Ps.  Mindy Solomon's Undressing the Feminine show opened July 3rd, and closes in about a week, on August 14. See it at 124 2nd Ave. NE St Petersburg, Wed-Sat, 11am to 5pm.


Friday, August 6, 2010

Why this Blog?

  Why Art Taco? We've been attending many arts venues on both sides of the Bay for decades, know the artists, galleristas, curators, some collectors and many art connoisseurs and amateurs, and taken pictures of a scene we love and appreciate. This blog is our way of contributing to an already vibrant community that celebrates the arts at the museums, galleries and the nurturing estuaries of art.

  This is not a comprehensive effort to cover every event in Tampa and St. Petersburg, only the ones we attend. We are new at blogging, and are learning as we grow, so expect some changes.

    A few weeks ago, the St Pete Times ran an article reporting that St Petersburg was rated the number one destination in Florida for the Arts by the readers of American Style. It is exciting to be a small part of this community.

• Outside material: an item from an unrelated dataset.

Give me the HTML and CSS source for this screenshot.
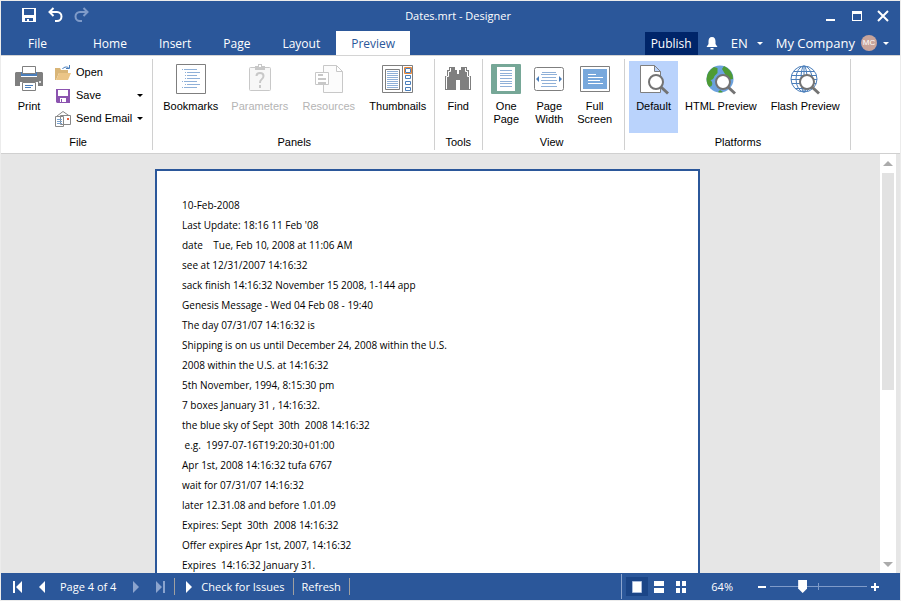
FILE: index.html
```html
<!DOCTYPE html>
<html lang="en">
<head>
    <meta charset="UTF-8">
    <meta name="viewport" content="width=device-width, initial-scale=1.0">
    <title>Dates.mrt - Designer</title>
    <link rel="stylesheet" href="styles.css">
</head>
<body>
    <div class="window">
        <header class="titlebar">
            <div class="quick-access">
                <button type="button" aria-label="Save">
                    <svg width="16" height="16" viewBox="0 0 16 16"><path fill="#fff" fill-rule="evenodd" d="M1 1h14v14H1zM3 2v6h10V2zM4 11v3h2v-2h2v2h4v-3z"/></svg>
                </button>
                <button type="button" aria-label="Undo">
                    <svg width="16" height="16" viewBox="0 0 16 16"><path fill="none" stroke="#fff" stroke-width="2" d="M6.500 1L2.500 5L6.500 9M3 5h7a4.500 4.500 0 0 1 0 9H8"/></svg>
                </button>
                <button type="button" aria-label="Redo" disabled>
                    <svg width="16" height="16" viewBox="0 0 16 16"><path fill="none" stroke="#7f9bc9" stroke-width="2" d="M10.500 1L14.500 5L10.500 9M14 5H7a4.500 4.500 0 0 0 0 9H9"/></svg>
                </button>
            </div>
            <h1 class="title">Dates.mrt - Designer</h1>
            <div class="window-buttons">
                <button type="button" aria-label="Minimize">
                    <svg width="12" height="12" viewBox="0 0 12 12"><path fill="#fff" d="M1 9h9v2H1z"/></svg>
                </button>
                <button type="button" aria-label="Maximize">
                    <svg width="12" height="12" viewBox="0 0 12 12"><path fill="#fff" fill-rule="evenodd" d="M1 1h10v10H1zM2 4v6h8V4z"/></svg>
                </button>
                <button type="button" aria-label="Close">
                    <svg width="12" height="12" viewBox="0 0 12 12"><path stroke="#fff" stroke-width="2" d="M1 1l10 10M11 1L1 11"/></svg>
                </button>
            </div>
        </header>

        <nav class="tabs">
            <a href="#" class="tab tab-file">File</a>
            <a href="#" class="tab">Home</a>
            <a href="#" class="tab">Insert</a>
            <a href="#" class="tab">Page</a>
            <a href="#" class="tab">Layout</a>
            <a href="#" class="tab tab-active">Preview</a>
            <div class="account">
                <button type="button" class="publish">Publish</button>
                <button type="button" aria-label="Notifications">
                    <svg width="12" height="14" viewBox="0 0 12 14"><path fill="#fff" d="M6 1c2.500 0 3.500 2 3.500 4.500v2.500L11.500 11H.5l2-3V5.500C2.500 3 3.500 1 6 1zM4.500 12h3v1.500h-3z"/></svg>
                </button>
                <button type="button" class="language">EN <span class="caret"></span></button>
                <button type="button" class="company">My Company <span class="avatar">MC</span><span class="caret"></span></button>
            </div>
        </nav>

        <div class="ribbon">
            <section class="group group-file">
                <div class="group-items">
                    <button type="button" class="item">
                        <svg width="30" height="32" viewBox="0 0 30 32">
                            <path fill="#7f7f7f" d="M2 9h5v5h16V9h5l1 1v13H24v-4H6v4H1V10z"/>
                            <path fill="#4a7ebb" d="M7 9h16v4H7z"/>
                            <path fill="#fff" stroke="#7f7f7f" d="M8.500 3.500h13v7h-13zM8.500 19.500h13v8h-13z"/>
                            <path stroke="#4a7ebb" d="M11 22.500h8M11 24.500h6"/>
                            <circle cx="26" cy="19" r="1" fill="#fff"/>
                        </svg>
                        <span>Print</span>
                    </button>
                    <div class="small-items">
                        <button type="button" class="small-item">
                            <svg width="16" height="16" viewBox="0 0 16 16">
                                <path fill="#d9b577" d="M0 3h5l1 2h7v3H4L1 15H0z"/>
                                <path fill="#ebc587" d="M4 8h12l-3 7H1z"/>
                                <path fill="none" stroke="#4a7ebb" d="M7.500 4a4 3 0 0 1 6-1.500M14.500 0v3.500H11"/>
                            </svg>
                            <span>Open</span>
                        </button>
                        <button type="button" class="small-item">
                            <svg width="16" height="16" viewBox="0 0 16 16">
                                <path fill="#8c54b0" fill-rule="evenodd" d="M1 1h14v14H2l-1-1zM3 2v6h10V2zM5 10v4h6v-4z"/>
                                <path fill="#fff" d="M5 10h6v4H5z"/><path fill="#8c54b0" d="M6 11h1v3H6z"/>
                            </svg>
                            <span>Save</span><span class="caret"></span>
                        </button>
                        <button type="button" class="small-item">
                            <svg width="16" height="16" viewBox="0 0 16 16">
                                <path fill="none" stroke="#888" d="M2 5L8 .5L14.500 5"/>
                                <path fill="#fff" stroke="#888" d="M5.500 4.500h10v9h-10zM.5 5.500h8v10h-8z"/>
                                <path stroke="#7aa3d0" d="M2 8.500h5M2 10.500h5M2 12.500h5"/>
                                <path fill="#e8613c" d="M12 7h2v2h-2z"/>
                            </svg>
                            <span>Send Email</span><span class="caret"></span>
                        </button>
                    </div>
                </div>
                <h2 class="group-name">File</h2>
            </section>

            <section class="group group-panels">
                <div class="group-items">
                    <button type="button" class="item">
                        <svg width="30" height="32" viewBox="0 0 30 32">
                            <path fill="#fff" stroke="#7f7f7f" d="M.5 1.500h29v29H.5z"/>
                            <path stroke="#8fb0d8" d="M6 6.500h1M8 6.500h13M9 9.500h1M11 9.500h13M9 12.500h1M11 12.500h10M9 15.500h1M11 15.500h13M6 18.500h1M8 18.500h13M9 21.500h1M11 21.500h13M6 24.500h1M8 24.500h13"/>
                        </svg>
                        <span>Bookmarks</span>
                    </button>
                    <button type="button" class="item" disabled>
                        <svg width="30" height="32" viewBox="0 0 30 32">
                            <path fill="#f7f7f7" stroke="#c8c8c8" d="M5.500 4.500h19q1 0 1 1v21q0 1-1 1h-19q-1 0-1-1v-21q0-1 1-1z"/>
                            <path fill="#c8c8c8" fill-rule="evenodd" d="M10 3h3V1h4v2h3v4H10zM14 2v2h2V2z"/>
                            <path fill="none" stroke="#c8c8c8" stroke-width="2" d="M11.500 13q0-3 3.500-3t3.500 3q0 2-2 3.500Q15 17.500 15 20M15 22v3"/>
                        </svg>
                        <span>Parameters</span>
                    </button>
                    <button type="button" class="item" disabled>
                        <svg width="30" height="32" viewBox="0 0 30 32">
                            <path fill="#fcfcfc" stroke="#c8c8c8" d="M9.500 2.500h13l6 6v21h-19zM22.500 2.500v6h6"/>
                            <path fill="#fff" stroke="#c8c8c8" d="M1.500 9.500h13v12h-13z"/>
                            <path stroke="#c8c8c8" stroke-width="2" d="M4 12h5M4 16h8M4 20h8"/>
                        </svg>
                        <span>Resources</span>
                    </button>
                    <button type="button" class="item">
                        <svg width="32" height="32" viewBox="0 0 32 32">
                            <path fill="#fff" stroke="#7f7f7f" d="M.5 2.500h30v27H.5zM20.500 2.500v27M3.500 6.500h14v20h-14z"/>
                            <path stroke="#8fb0d8" d="M5 8.500h11M5 10.500h11M5 12.500h11M5 14.500h11M5 16.500h11M5 18.500h11M5 20.500h11M5 22.500h11M5 24.500h11"/>
                            <path fill="#fff" stroke="#4a7ebb" d="M23.500 5.500h5v4h-5zM23.500 12.500h5v3h-5zM23.500 18.500h5v3h-5zM23.500 24.500h5v3h-5z"/>
                            <path fill="none" stroke="#ed8733" d="M22.500 4.500h7v6h-7z"/>
                        </svg>
                        <span>Thumbnails</span>
                    </button>
                </div>
                <h2 class="group-name">Panels</h2>
            </section>

            <section class="group group-tools">
                <div class="group-items">
                    <button type="button" class="item">
                        <svg width="30" height="32" viewBox="0 0 30 32">
                            <path fill="#7f7f7f" d="M6 4h6v3h2v4h2V7h2V4h6v3h2v6h2v14H17V17h-4v10H2V13h2V7h2z"/>
                            <path fill="none" stroke="#fff" d="M7.500 5v3.500H5.500v5h-2V26M22.500 5v3.500h2v5h2V26M9.500 6v20"/>
                            <path fill="none" stroke="#7f7f7f" d="M9.500 6v20"/>
                        </svg>
                        <span>Find</span>
                    </button>
                </div>
                <h2 class="group-name">Tools</h2>
            </section>

            <section class="group group-view">
                <div class="group-items">
                    <button type="button" class="item">
                        <svg width="30" height="32" viewBox="0 0 30 32">
                            <rect y="1" width="30" height="30" rx="1" fill="#76a797"/>
                            <path fill="#fff" d="M6 4h18v24H6z"/>
                            <path stroke="#8fb0d8" d="M9 7.500h12M9 10.500h12M9 12.500h12M9 15.500h12M9 18.500h12M9 20.500h12M9 23.500h12"/>
                        </svg>
                        <span>One<br>Page</span>
                    </button>
                    <button type="button" class="item">
                        <svg width="30" height="32" viewBox="0 0 30 32">
                            <rect x=".5" y="4.500" width="29" height="23" rx="2" fill="#fff" stroke="#7f7f7f"/>
                            <path stroke="#8fb0d8" d="M8 9.500h14M7 11.500h16M8 14.500h14M7 17.500h16M8 20.500h14M7 23.500h16"/>
                            <path fill="#4a7ebb" d="M5 13v6l-3-3zM25 13v6l3-3z"/>
                        </svg>
                        <span>Page<br>Width</span>
                    </button>
                    <button type="button" class="item">
                        <svg width="30" height="32" viewBox="0 0 30 32">
                            <path fill="#fff" stroke="#7f7f7f" d="M.5 3.500h29v25H.5z"/>
                            <path fill="#78a8dc" d="M3 6h24v20H3z"/>
                            <path stroke="#fff" d="M8 11.500h8M8 14.500h15M8 17.500h12M8 20.500h15"/>
                        </svg>
                        <span>Full<br>Screen</span>
                    </button>
                </div>
                <h2 class="group-name">View</h2>
            </section>

            <section class="group group-platforms">
                <div class="group-items">
                    <button type="button" class="item item-selected">
                        <svg width="30" height="32" viewBox="0 0 30 32">
                            <path fill="#fff" stroke="#7f7f7f" d="M1.500 2.500h14l6 6v21h-20zM15.500 2.500v6h6"/>
                            <circle cx="17" cy="19" r="7" fill="#fff" stroke="#737373" stroke-width="2"/>
                            <path stroke="#737373" stroke-width="3" d="M22 24l7 6.500"/>
                        </svg>
                        <span>Default</span>
                    </button>
                    <button type="button" class="item">
                        <svg width="30" height="32" viewBox="0 0 30 32">
                            <circle cx="14" cy="16" r="13.500" fill="#6ba2df"/>
                            <path fill="#4e9b34" d="M8 4q-7 4-7.500 12q0 5 3 8l2-1q2-3-1-6q3 0 4-4l3-3V5zM18 3l-2 3 3 5 2 6 6-1q0-9-9-13zM14 27l3 2q-3 1-5 0z"/>
                            <circle cx="17" cy="19" r="7" fill="#fff" stroke="#737373" stroke-width="2"/>
                            <path stroke="#737373" stroke-width="3" d="M22 24l7 6.500"/>
                        </svg>
                        <span>HTML Preview</span>
                    </button>
                    <button type="button" class="item">
                        <svg width="30" height="32" viewBox="0 0 30 32">
                            <g fill="#fff" stroke="#4a7ebb">
                                <circle cx="14" cy="16" r="13"/>
                                <ellipse cx="14" cy="16" rx="8" ry="13"/>
                                <ellipse cx="14" cy="16" rx="3" ry="13"/>
                                <path d="M4 8.500h20M1.500 12.500h25M1 16.500h26M2 20.500h24M5 25.500h18M14 3v26"/>
                            </g>
                            <circle cx="17" cy="19" r="7" fill="#fff" stroke="#737373" stroke-width="2"/>
                            <path stroke="#737373" stroke-width="3" d="M22 24l7 6.500"/>
                        </svg>
                        <span>Flash Preview</span>
                    </button>
                </div>
                <h2 class="group-name">Platforms</h2>
            </section>
        </div>

        <main class="workspace">
            <div class="canvas">
                <article class="page">
                    <p>10-Feb-2008</p>
                    <p>Last Update: 18:16 11 Feb '08</p>
                    <p>date    Tue, Feb 10, 2008 at 11:06 AM</p>
                    <p>see at 12/31/2007 14:16:32</p>
                    <p>sack finish 14:16:32 November 15 2008, 1-144 app</p>
                    <p>Genesis Message - Wed 04 Feb 08 - 19:40</p>
                    <p>The day 07/31/07 14:16:32 is</p>
                    <p>Shipping is on us until December 24, 2008 within the U.S.</p>
                    <p>2008 within the U.S. at 14:16:32</p>
                    <p>5th November, 1994, 8:15:30 pm</p>
                    <p>7 boxes January 31 , 14:16:32.</p>
                    <p>the blue sky of Sept  30th  2008 14:16:32</p>
                    <p> e.g.  1997-07-16T19:20:30+01:00</p>
                    <p>Apr 1st, 2008 14:16:32 tufa 6767</p>
                    <p>wait for 07/31/07 14:16:32</p>
                    <p>later 12.31.08 and before 1.01.09</p>
                    <p>Expires: Sept  30th  2008 14:16:32</p>
                    <p>Offer expires Apr 1st, 2007, 14:16:32</p>
                    <p>Expires  14:16:32 January 31.</p>
                </article>
            </div>
            <div class="scrollbar">
                <button type="button" aria-label="Scroll up"><span class="arrow-up"></span></button>
                <div class="scroll-track"><div class="scroll-thumb"></div></div>
                <button type="button" aria-label="Scroll down"><span class="arrow-down"></span></button>
            </div>
        </main>

        <footer class="statusbar">
            <button type="button" class="nav-button" aria-label="First page">
                <svg width="12" height="12" viewBox="0 0 12 12"><path fill="#fff" d="M1 0h2v12H1zM10 0v12L4 6z"/></svg>
            </button>
            <button type="button" class="nav-button" aria-label="Previous page">
                <svg width="12" height="12" viewBox="0 0 12 12"><path fill="#fff" d="M9 0v12L3 6z"/></svg>
            </button>
            <span class="page-count">Page 4 of 4</span>
            <button type="button" class="nav-button" aria-label="Next page" disabled>
                <svg width="12" height="12" viewBox="0 0 12 12"><path fill="#8ba4ce" d="M3 0v12l6-6z"/></svg>
            </button>
            <button type="button" class="nav-button" aria-label="Last page" disabled>
                <svg width="12" height="12" viewBox="0 0 12 12"><path fill="#8ba4ce" d="M9 0h2v12H9zM2 0v12l6-6z"/></svg>
            </button>
            <button type="button" class="status-button">
                <svg width="12" height="12" viewBox="0 0 12 12"><path fill="#fff" d="M3 0v12l6-6z"/></svg>
                <span>Check for Issues</span>
            </button>
            <button type="button" class="status-button refresh">Refresh</button>
            <div class="view-modes">
                <button type="button" class="mode mode-active" aria-label="Single page">
                    <svg width="12" height="12" viewBox="0 0 12 12"><path fill="#fff" stroke="#a9bcdc" d="M1.500.5h9v11h-9z"/></svg>
                </button>
                <button type="button" class="mode" aria-label="Continuous">
                    <svg width="12" height="12" viewBox="0 0 12 12"><path fill="#fff" d="M1 0h10v5H1zM1 7h10v5H1z"/></svg>
                </button>
                <button type="button" class="mode" aria-label="Multiple pages">
                    <svg width="12" height="12" viewBox="0 0 12 12"><path fill="#fff" d="M1 0h4v5H1zM7 0h4v5H7zM1 7h4v5H1zM7 7h4v5H7z"/></svg>
                </button>
            </div>
            <label for="zoom" class="zoom-label">64%</label>
            <button type="button" class="zoom-button" aria-label="Zoom out">
                <svg width="12" height="12" viewBox="0 0 12 12"><path fill="#fff" d="M2 5h8v2H2z"/></svg>
            </button>
            <input type="range" id="zoom" class="zoom-slider" min="0" max="200" value="64">
            <button type="button" class="zoom-button" aria-label="Zoom in">
                <svg width="12" height="12" viewBox="0 0 12 12"><path fill="#fff" d="M2 5h3V2h2v3h3v2H7v3H5V7H2z"/></svg>
            </button>
        </footer>
    </div>
</body>
</html>
```
FILE: styles.css
```css
* {
    margin: 0;
    padding: 0;
    box-sizing: border-box;
}

body {
    font-family: "Open Sans", "Noto Sans", sans-serif;
    font-size: 12px;
    color: #000;
}

button {
    background: none;
    border: none;
    font: inherit;
    color: inherit;
    cursor: pointer;
}

svg {
    display: block;
    flex: none;
}

.window {
    height: 100vh;
    display: flex;
    flex-direction: column;
    border: 1px solid #ececec;
    overflow: hidden;
}

/* Title bar */
.titlebar {
    display: grid;
    grid-template-columns: 1fr auto 1fr;
    align-items: center;
    height: 30px;
    padding: 0 11px 0 20px;
    background: #2b579a;
    color: #fff;
}

.quick-access {
    display: flex;
    gap: 10px;
    padding-bottom: 2px;
}

.title {
    padding: 0 0 2px 6px;
    font-size: 11px;
    font-weight: normal;
}

.window-buttons {
    display: flex;
    justify-content: flex-end;
    gap: 14px;
}

/* Tabs */
.tabs {
    display: flex;
    height: 24px;
    background: #2b579a;
    color: #fff;
}

.tab {
    padding: 0 16px;
    color: #fff;
    font-size: 12px;
    line-height: 25px;
    text-decoration: none;
}

.tab-file {
    padding: 0 30px 0 27px;
}

.tab-active {
    padding: 0 15px;
    background: #fff;
    color: #2b579a;
}

.account {
    display: flex;
    align-items: center;
    margin-left: auto;
    padding-right: 11px;
    gap: 8px;
    font-size: 13px;
}

.account button {
    display: flex;
    align-items: center;
    height: 23px;
    white-space: nowrap;
}

.account .publish {
    align-self: flex-end;
    padding: 0 6px;
    background: #002569;
    font-size: 12px;
}

.language {
    padding: 0 5px;
    gap: 9px;
}

.company {
    gap: 6px;
}

.avatar {
    width: 16px;
    height: 16px;
    border-radius: 50%;
    background: #c8a49b;
    font-family: "Liberation Sans", Arial, sans-serif;
    font-size: 8px;
    line-height: 16px;
    text-align: center;
}

.caret {
    border: 3px solid transparent;
    border-top-color: currentColor;
    border-bottom: none;
}

/* Ribbon */
.ribbon {
    display: flex;
    height: 99px;
    padding-top: 3px;
    background: #fff;
    border-top: 1px solid #d4d4d4;
    border-bottom: 1px solid #d0d0d0;
    font-family: "Liberation Sans", Arial, sans-serif;
    font-size: 11px;
    line-height: 13px;
}

.group {
    display: flex;
    flex-direction: column;
    justify-content: space-between;
    height: 91px;
    padding: 2px 3px 0;
    border-right: 1px solid #d0d0d0;
}

.group-items {
    display: flex;
    height: 72px;
}

.group-name {
    padding-bottom: 1px;
    font-size: 11px;
    font-weight: normal;
    text-align: center;
}

.item {
    display: flex;
    flex-direction: column;
    align-items: center;
    gap: 5px;
    padding: 2px 7px 0;
    white-space: nowrap;
}

.item:disabled {
    color: #b4b4b4;
    cursor: default;
}

.item-selected {
    background: #bad3fc;
}

.group-file {
    padding-left: 6px;
}

.small-items {
    display: flex;
    flex-direction: column;
    padding: 0 6px 3px 4px;
}

.small-item {
    display: flex;
    align-items: center;
    flex: 1;
    gap: 5px;
}

.small-item .caret {
    margin-left: auto;
}

.group-panels {
    padding-right: 2px;
}

.group-panels .item {
    width: 69px;
}

.group-tools {
    padding-left: 1px;
    padding-right: 2px;
}

.group-view {
    padding-left: 2px;
    padding-right: 6px;
}

.group-view .group-items {
    gap: 1px;
}

.group-view .item {
    padding: 2px 6px 0;
}

.group-platforms {
    padding-left: 4px;
}

/* Document area */
.workspace {
    flex: 1;
    display: flex;
    min-height: 0;
    background: #e6e6e6;
}

.canvas {
    flex: 1;
    display: flex;
    padding: 15px 180px 0 154px;
    overflow: hidden;
}

.page {
    flex: 1;
    align-self: flex-start;
    min-height: 700px;
    padding: 24px 25px;
    background: #fff;
    border: 2px solid #2b579a;
    font-size: 10px;
    line-height: 20px;
}

.page p {
    white-space: pre;
}

.scrollbar {
    display: flex;
    flex-direction: column;
    width: 16px;
    margin-right: 4px;
    background: #fff;
}

.scrollbar button {
    display: flex;
    justify-content: center;
    align-items: center;
    height: 18px;
}

.scroll-track {
    flex: 1;
    padding: 1px 2px;
}

.scroll-thumb {
    height: 57%;
    background: #e2e2e2;
}

.arrow-up,
.arrow-down {
    border: 5px solid transparent;
}

.arrow-up {
    border-top: none;
    border-bottom-color: #ababab;
}

.arrow-down {
    border-bottom: none;
    border-top-color: #ababab;
}

/* Status bar */
.statusbar {
    display: flex;
    align-items: center;
    height: 27px;
    padding-right: 19px;
    background: #2b579a;
    color: #fff;
    font-size: 11px;
    white-space: nowrap;
}

.nav-button {
    padding: 0 6px;
}

.nav-button:first-child {
    padding-left: 11px;
}

.page-count {
    padding: 0 8px 0 6px;
}

.status-button {
    display: flex;
    align-items: center;
    height: 17px;
    padding: 0 8px;
    gap: 6px;
    border-right: 1px solid #a0a0a0;
}

.nav-button + .status-button {
    margin-left: 2px;
    border-left: 1px solid #a0a0a0;
}

.view-modes {
    display: flex;
    margin-left: auto;
    padding-left: 4px;
    height: 25px;
    align-items: center;
    border-left: 1px solid #8ba4ce;
}

.mode {
    height: 19px;
    padding: 0 5px;
}

.mode-active {
    background: #1b4587;
}

.zoom-label {
    padding: 0 23px 0 19px;
}

.zoom-slider {
    width: 97px;
    height: 16px;
    margin: 0 2px;
    appearance: none;
    background:
        linear-gradient(#7f9bc9, #7f9bc9) center / 1px 7px no-repeat,
        linear-gradient(#7f9bc9, #7f9bc9) center / 100% 1px no-repeat;
}

.zoom-slider::-webkit-slider-thumb {
    appearance: none;
    width: 9px;
    height: 13px;
    background: #fff;
    clip-path: polygon(0 0, 100% 0, 100% 66%, 50% 100%, 0 66%);
}
```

    Art Taco will blog gallery openings, upcoming shows on a weekly basis, promote the arts, do interviews with community members, profile artists, do some education regarding processes, and respond to readers's questions and input.

     At the moment, there are two of us, Art Taco correspondent and long-time art habitue and documentary photographer, Malcom, and I.

* Why "Taco"? Because art is like a shell that can hold a wide variety of ingredients.